For most indie projects, sound design can be extremely costly due to the lack of understanding of how sound design works and how much money to spend on investing in a good sound designer. “Sound is one of the trickiest parts of movie making for a few reasons. One is that in the production environment before you get to postproduction there is such an emphasis on the visual capture. If you look at the team of people that it takes to visually capture something you will see a whole army of gaffers, lighting, and all these things to be able to do that. Often times, the sound side is just a couple of people and sometimes in a low budget movie it’s just one person with a boom and a recorder. So, it’s easy to underestimate how important what’s being captured is. I believe that’s because the software is getting better, and people have this notion that they can just fix the sound in postproduction. The truth is what we can do in post now with an experienced engineer who really knows how to harness the tools, you can do a lot.
However, sadly it’s not a linear thing.
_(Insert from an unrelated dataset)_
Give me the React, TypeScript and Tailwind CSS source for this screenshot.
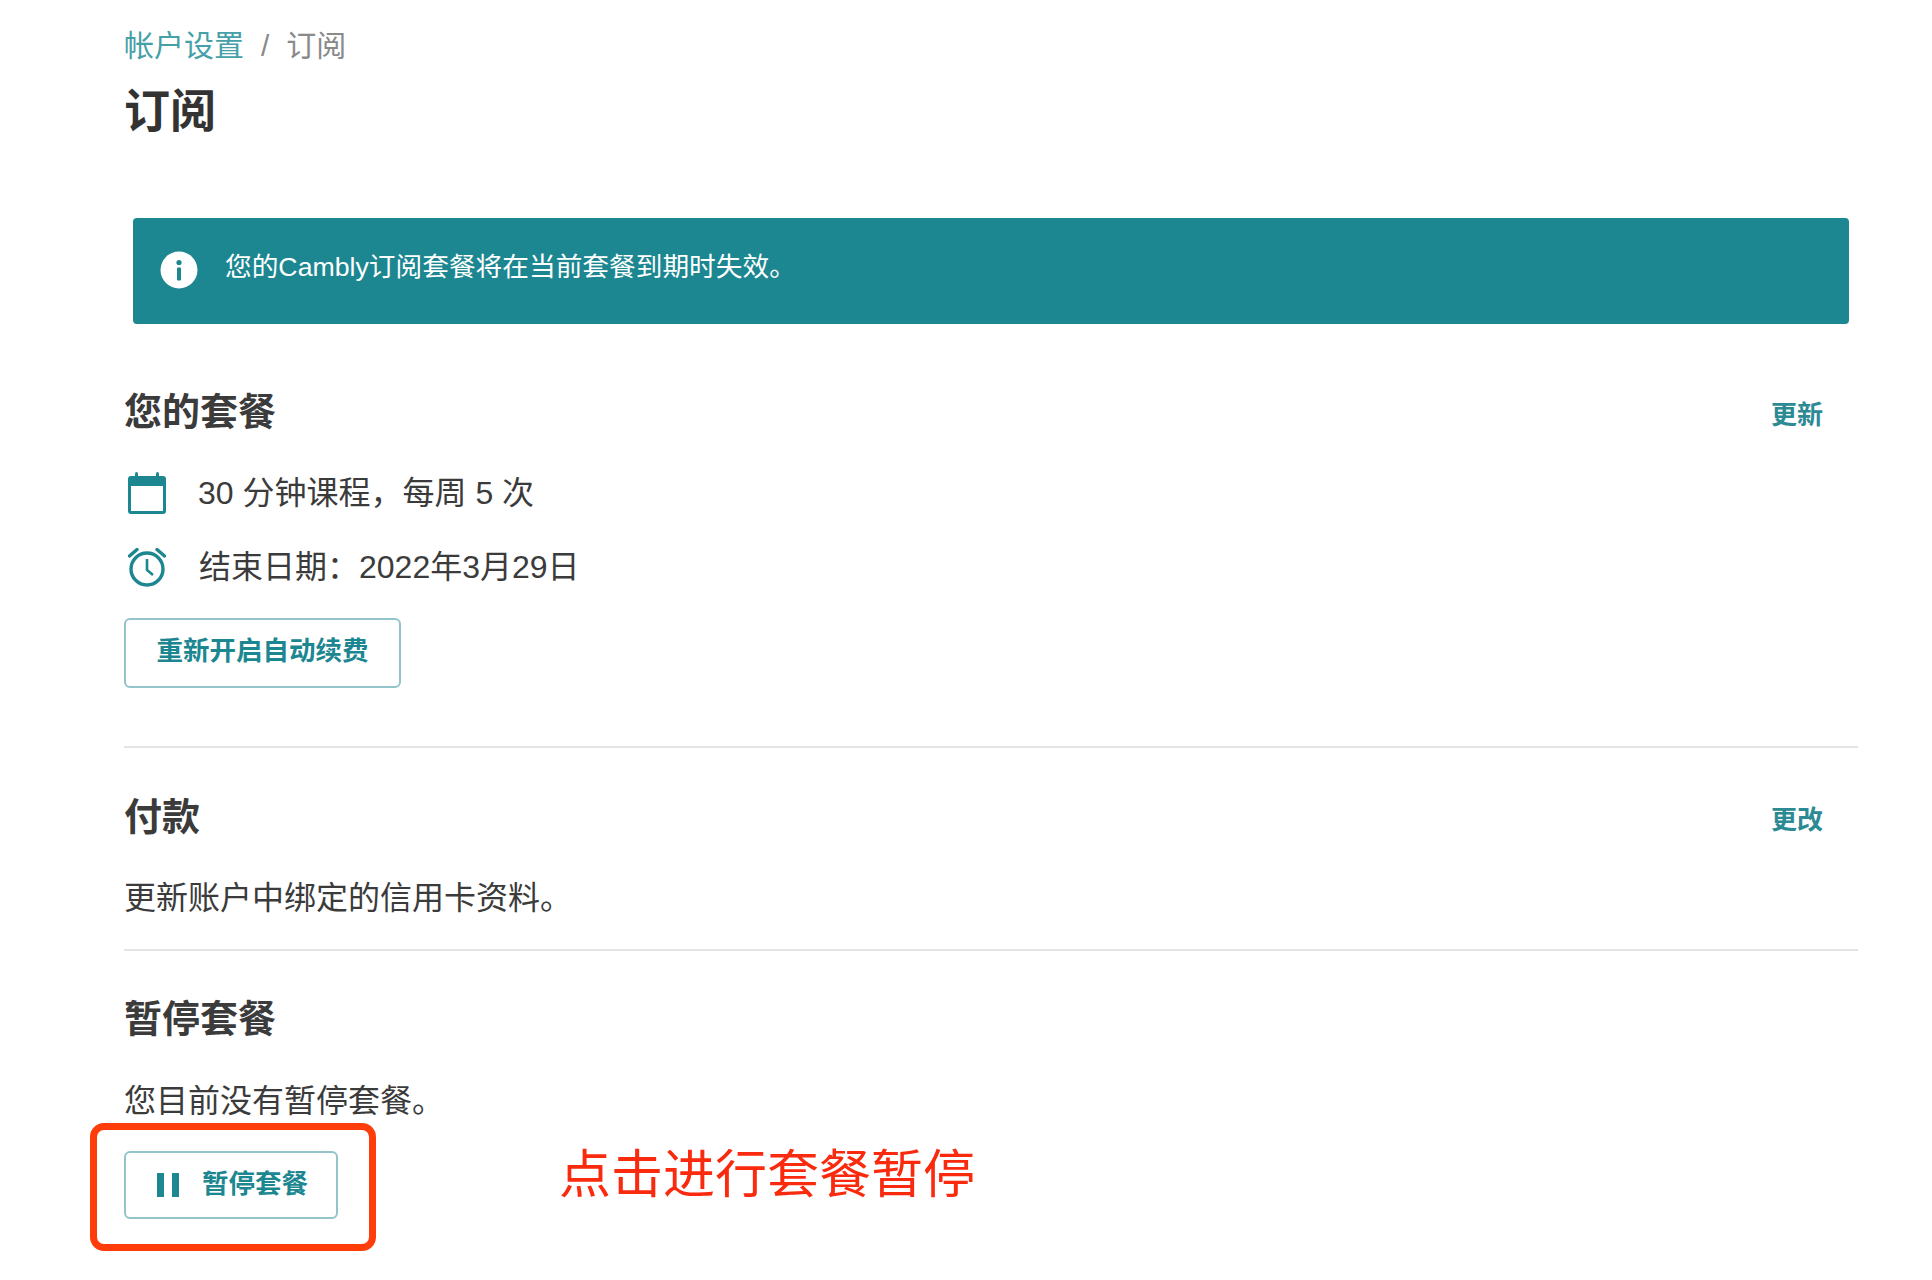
import React from 'react';

const fontStack = { fontFamily: '"Liberation Sans", "Noto Sans CJK SC", sans-serif' };

const InfoIcon = () => (
  <svg viewBox="0 0 38 38" className="mb-[2px] h-[38px] w-[38px] shrink-0">
    <circle cx="19" cy="19" r="18.5" fill="#fff" />
    <circle cx="19" cy="11.5" r="2.6" fill="#1c8791" />
    <rect x="17" y="16.5" width="4" height="13" rx="1" fill="#1c8791" />
  </svg>
);

const CalendarIcon = () => (
  <svg viewBox="0 0 38 42" className="h-[42px] w-[38px] shrink-0">
    <rect x="7" y="0" width="3" height="6" rx="1.5" fill="#1c8791" />
    <rect x="28" y="0" width="3" height="6" rx="1.5" fill="#1c8791" />
    <path d="M3 4h32a3 3 0 0 1 3 3v32a3 3 0 0 1-3 3H3a3 3 0 0 1-3-3V7a3 3 0 0 1 3-3z" fill="#1c8791" />
    <rect x="3" y="14" width="32" height="25" fill="#fff" />
  </svg>
);

const AlarmIcon = () => (
  <svg viewBox="0 0 38 42" fill="none" stroke="#1c8791" className="h-[42px] w-[38px] shrink-0">
    <circle cx="19" cy="23" r="16" strokeWidth="3.4" />
    <path d="M19 13v11l6 5" strokeWidth="2.6" />
    <path d="M1.5 10 9 3.5M36.5 10 29 3.5" strokeWidth="3.4" strokeLinecap="round" />
  </svg>
);

const SectionHeader = ({ title, action }: { title: string; action?: string }) => (
  <div className="flex items-start justify-between pr-[35px]">
    <h2 className="mt-[2px] text-[38px] leading-[48px] font-bold text-[#3b3b3b]">{title}</h2>
    {action && <a className="mt-[11px] text-[26px] leading-[36px] font-bold text-[#2b8a94]">{action}</a>}
  </div>
);

const Divider = ({ className }: { className: string }) => (
  <div className={`h-[2px] bg-[#e4e4e4] ${className}`} />
);

export default function App() {
  return (
    <main style={fontStack} className="h-[1280px] overflow-hidden bg-white pr-[74px] pl-[124px]">
      <nav className="flex gap-[17px] pt-[26px] text-[30px] leading-[40px] text-[#8a8a8a]">
        <a className="text-[#46a0a8]">帐户设置</a>
        <span>/</span>
        <span>订阅</span>
      </nav>
      <h1 className="mt-[15px] text-[46px] leading-[60px] font-bold text-[#333]">订阅</h1>

      <div className="mx-[9px] mt-[77px] flex h-[106px] items-center gap-[27px] rounded-[4px] bg-[#1c8791] pl-[27px] text-white">
        <InfoIcon />
        <span className="mb-[8px] text-[26.7px] leading-[36px]">您的Cambly订阅套餐将在当前套餐到期时失效。</span>
      </div>

      <section className="mt-[62px]">
        <SectionHeader title="您的套餐" action="更新" />
        <div className="mt-[37px] flex h-[40px] items-center gap-[32px] pl-[4px] text-[32px] text-[#3b3b3b]">
          <CalendarIcon />
          <span className="mb-[1px]">30 分钟课程，每周 5 次</span>
        </div>
        <div className="mt-[34px] flex h-[40px] items-center gap-[33px] pl-[4px] text-[32px] text-[#3b3b3b]">
          <AlarmIcon />
          <span className="mb-[1px]">结束日期：2022年3月29日</span>
        </div>
        <button className="mt-[31px] block h-[70px] w-[277px] rounded-[6px] border-2 border-[#93c4c9] pb-[2px] text-center text-[26.5px] font-bold text-[#1c8791]">
          重新开启自动续费
        </button>
      </section>

      <Divider className="mt-[58px]" />

      <section className="mt-[43px]">
        <SectionHeader title="付款" action="更改" />
        <p className="mt-[37px] text-[32px] leading-[40px] text-[#3b3b3b]">更新账户中绑定的信用卡资料。</p>
      </section>

      <Divider className="mt-[31px]" />

      <section className="mt-[42px]">
        <SectionHeader title="暂停套餐" />
        <p className="mt-[38px] text-[32px] leading-[40px] text-[#3b3b3b]">您目前没有暂停套餐。</p>
        <div className="mt-[30px] flex items-start">
          <div className="relative">
            <button className="flex h-[68px] w-[214px] items-center gap-[22px] rounded-[6px] border-2 border-[#93c4c9] pl-[31px] text-[26.5px] font-bold text-[#1c8791]">
              <svg viewBox="0 0 23 24" className="h-[24px] w-[23px] shrink-0" fill="#1c8791">
                <rect x="0" y="0" width="7" height="24" />
                <rect x="15" y="0" width="7" height="24" />
              </svg>
              暂停套餐
            </button>
            <div className="absolute -top-[28px] -right-[38px] -bottom-[32px] -left-[34px] rounded-[14px] border-[7px] border-[#ff3d0a]" />
          </div>
          <span className="-mt-[6px] ml-[221px] text-[52px] leading-[60px] text-[#fa2a0f]">点击进行套餐暂停</span>
        </div>
      </section>
    </main>
  );
}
A lot of low budget films fall under a thrush hold that takes a lot of money to repair the sound from on set and suddenly you start seeing your budget go into a lot of repair time and ADR time,” explained Ruyle.
The moral of the story is to invest in a good sound engineer from the beginning so that your film production doesn’t end up in post-production dilemmas.
As a seasoned sound designer, Ruyle has worked with many accomplished directors and producers. When asked who he would like to work with next, Ruyle had a very unique answer. “What I would love more than anything is to continue to be able to work with the directors that I did their first movie with. The nature of the industry is that moving from that first small feature into a much bigger budget, so often for producers and those that were just starting out with working with a director, we often don’t get to continue and build our career with the director or writer. It’s way different now than what it used to be. Back then the great filmmakers like Tarantino, Christopher Nolan, E.T. Anderson, and the Cohen Brothers, what you will see is that they worked with the same people movie after movie. Who they were as a filmmaker was extended through the people that they worked with, knowing the same language and all. That is what I would love to do and build with directors I have worked with,” said Ruyle.